Ask HN: Has anyone sued social media or gaming cos for addiction/depression? - throwawaybcporn
Now that it&#x27;s widely accepted that social media causes depression and these companies work hard to continue the dopamine feed to addict users, has anyone attempted a lawsuit?<p>If so, how did it go? If not, what is the legal hangup that would make such a suit unsuccessful?
======
greenyoda
> what is the legal hangup that would make such a suit unsuccessful?

You say that it's "widely accepted that social media causes depression". Are
there any studies in the peer-reviewed scientific literature that have shown
this?
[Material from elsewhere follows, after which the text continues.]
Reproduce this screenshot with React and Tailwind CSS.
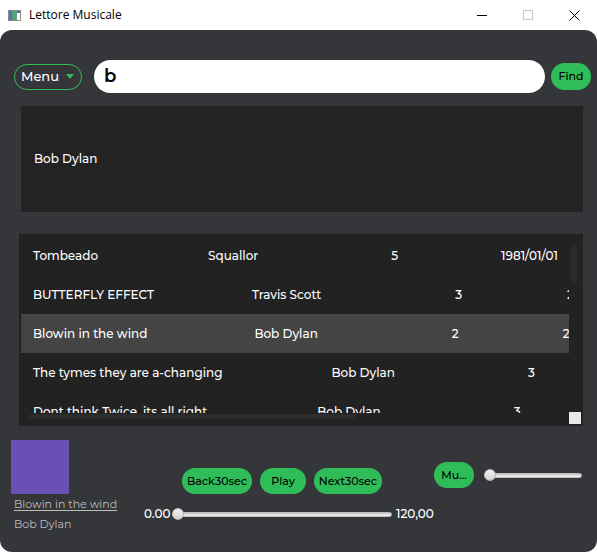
import React from 'react';

const font = "font-['Montserrat','Open_Sans','Noto_Sans',sans-serif]";

const rows = [
  { cells: [['Tombeado', ''], ['Squallor', 'ml-[110px]'], ['5', 'ml-[133px]'], ['1981/01/01', 'ml-[103px]']] },
  { cells: [['BUTTERFLY EFFECT', ''], ['Travis Scott', 'ml-[98px]'], ['3', 'ml-[134px]'], ['2', 'ml-[105px]']] },
  { cells: [['Blowin in the wind', ''], ['Bob Dylan', 'ml-[107px]'], ['2', 'ml-[134px]'], ['2', 'ml-[104px]']], active: true },
  { cells: [['The tymes they are a-changing', ''], ['Bob Dylan', 'ml-[109px]'], ['3', 'ml-[133px]']] },
  { cells: [['Dont think Twice, its all right', ''], ['Bob Dylan', 'ml-[110px]'], ['3', 'ml-[133px]']] },
];

function TitleBar() {
  return (
    <div className="h-[30px] flex items-center bg-white shrink-0">
      <svg width="13" height="11" viewBox="0 0 13 11" className="ml-[8px]">
        <rect x="0.5" y="0.5" width="12" height="10" fill="#fff" stroke="#8a8a8a" />
        <rect x="1" y="1" width="8" height="9" fill="#3c7fb4" />
        <rect x="4" y="1" width="5" height="9" fill="#5aa37a" />
        <rect x="9" y="1" width="3" height="2" fill="#3c7fb4" />
      </svg>
      <span className="ml-[8px] text-[12px] text-black font-['Open_Sans',sans-serif]">Lettore Musicale</span>
      <div className="ml-auto flex items-center">
        <div className="w-[46px] h-[30px] flex items-center justify-center">
          <div className="w-[10px] h-px bg-black" />
        </div>
        <div className="w-[46px] h-[30px] flex items-center justify-center">
          <div className="w-[10px] h-[10px] border border-[#c8c8c8]" />
        </div>
        <div className="w-[46px] h-[30px] flex items-center justify-center">
          <svg width="11" height="11" viewBox="0 0 11 11">
            <path d="M0.5 0.5 L10.5 10.5 M10.5 0.5 L0.5 10.5" stroke="#000" strokeWidth="1" />
          </svg>
        </div>
      </div>
    </div>
  );
}

function Slider({ width, pos }) {
  return (
    <div className={`relative h-[12px] flex items-center ${width}`}>
      <div className="h-[5px] w-full rounded-full bg-gradient-to-b from-[#c9c9c9] to-[#f2f2f2] border border-[#bdbdbd]" />
      <div
        className="absolute top-0 w-[12px] h-[12px] rounded-full bg-gradient-to-b from-[#f4f4f4] to-[#d4d4d4] border border-[#b5b5b5]"
        style={{ left: pos }}
      />
    </div>
  );
}

function GreenButton({ children, className = '' }) {
  return (
    <button className={`h-[26px] rounded-full bg-[#2fbd59] text-black text-[11px] font-medium flex items-center justify-center ${className}`}>
      {children}
    </button>
  );
}

export default function App() {
  return (
    <div className={`w-[597px] h-[552px] bg-white flex flex-col overflow-hidden ${font}`}>
      <TitleBar />
      <main className="flex-1 bg-[#35363a] rounded-[12px] flex flex-col text-white">
        {/* search bar */}
        <div className="flex items-center pt-[30px] pl-[14px] pr-[6px]">
          <button className="w-[68px] h-[26px] rounded-full border border-[#2fbd59] flex items-center pl-[6px] text-[13px] font-medium">
            Menu
            <svg width="8" height="5" viewBox="0 0 8 5" className="ml-[7px]">
              <path d="M0 0 L8 0 L4 5 Z" fill="#2fbd59" />
            </svg>
          </button>
          <div className="ml-[12px] flex-1 h-[33px] rounded-full bg-white flex items-center pl-[10px] text-black text-[18px] font-semibold">
            b
          </div>
          <GreenButton className="ml-[6px] w-[40px] h-[27px]">Find</GreenButton>
        </div>

        {/* suggestions */}
        <div className="mt-[13px] ml-[21px] mr-[14px] h-[106px] bg-[#232323] flex items-center pl-[13px]">
          <span className="text-[12px] font-medium">Bob Dylan</span>
        </div>

        {/* song list */}
        <div className="mt-[22px] ml-[19px] mr-[14px] h-[192px] bg-[#222222] relative pt-[2px] pl-[2px]">
          <div className="w-[548px] h-[177px] overflow-hidden">
            {rows.map((r, i) => (
              <div
                key={i}
                className={`h-[39px] flex items-center pl-[12px] whitespace-nowrap text-[12px] font-medium ${r.active ? 'bg-[#444444]' : ''}`}
              >
                {r.cells.map(([t, cls], j) => (
                  <span key={j} className={`shrink-0 ${cls}`}>{t}</span>
                ))}
              </div>
            ))}
          </div>
          {/* scrollbars */}
          <div className="absolute left-[552px] top-[10px] w-[6px] h-[40px] rounded-full bg-[#2c2c2c]" />
          <div className="absolute left-[10px] top-[180px] w-[328px] h-[5px] rounded-full bg-[#2c2c2c]" />
          <div className="absolute left-[550px] top-[178px] w-[12px] h-[12px] bg-[#e8e8e8]" />
        </div>

        {/* player */}
        <div className="flex mt-[14px]">
          <div className="w-[144px] pl-[11px] flex flex-col">
            <div className="w-[58px] h-[54px] bg-[#6a4fb4]" />
            <span className="mt-[2px] pl-[3px] text-[11px] text-[#bdbdbd] underline underline-offset-2">Blowin in the wind</span>
            <span className="mt-[3px] pl-[3px] text-[11px] text-[#bdbdbd]">Bob Dylan</span>
          </div>
          <div className="w-[290px] flex flex-col">
            <div className="flex pt-[28px] pl-[38px] gap-[8px]">
              <GreenButton className="w-[70px]">Back30sec</GreenButton>
              <GreenButton className="w-[46px]">Play</GreenButton>
              <GreenButton className="w-[68px]">Next30sec</GreenButton>
            </div>
            <div className="flex items-center mt-[13px] h-[14px] text-[12px] font-medium">
              <span className="w-[28px]">0.00</span>
              <Slider width="w-[220px]" pos="0px" />
              <span className="ml-[4px]">120,00</span>
            </div>
          </div>
          <div className="flex items-center h-[26px] mt-[22px]">
            <GreenButton className="w-[40px]">Mu...</GreenButton>
            <div className="ml-[10px]">
              <Slider width="w-[98px]" pos="0px" />
            </div>
          </div>
        </div>
      </main>
    </div>
  );
}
Are there any studies that have shown it's false? If this ever went to
trial, each side would have to bring expert witnesses to testify to these
conflicting claims, and a jury would need to decide which side was more
credible.

Also, a plaintiff who claimed that social media or gaming caused their
depression would have to prove that this was actually the case. How would they
prove that their condition wasn't caused by something else in their life (or
just by genetic predisposition) and that their addiction to social media
wasn't just a symptom of their condition? Will your psychiatrist testify to
this on your behalf? (Don't have a psychiatrist? So how do you know that
you're actually suffering from depression?)

Finally, chances are that most of the members of the jury will be social media
users who enjoy it or at least don't consider their lives to have been damaged
by it. You'll have to convince them that something that they do every day
without ill effects has somehow harmed you.

------
stuqqq
Should people with alcohol addiction sue alcohol businesses? Should people
with obesity sue fast food? Under what circumstances should we blame it on
lacking self control or gut bacteria or not having acetaldehyde dehydrogenase
gene mutation? Being a gaming addict, I want to sue video game companies to
get some free games.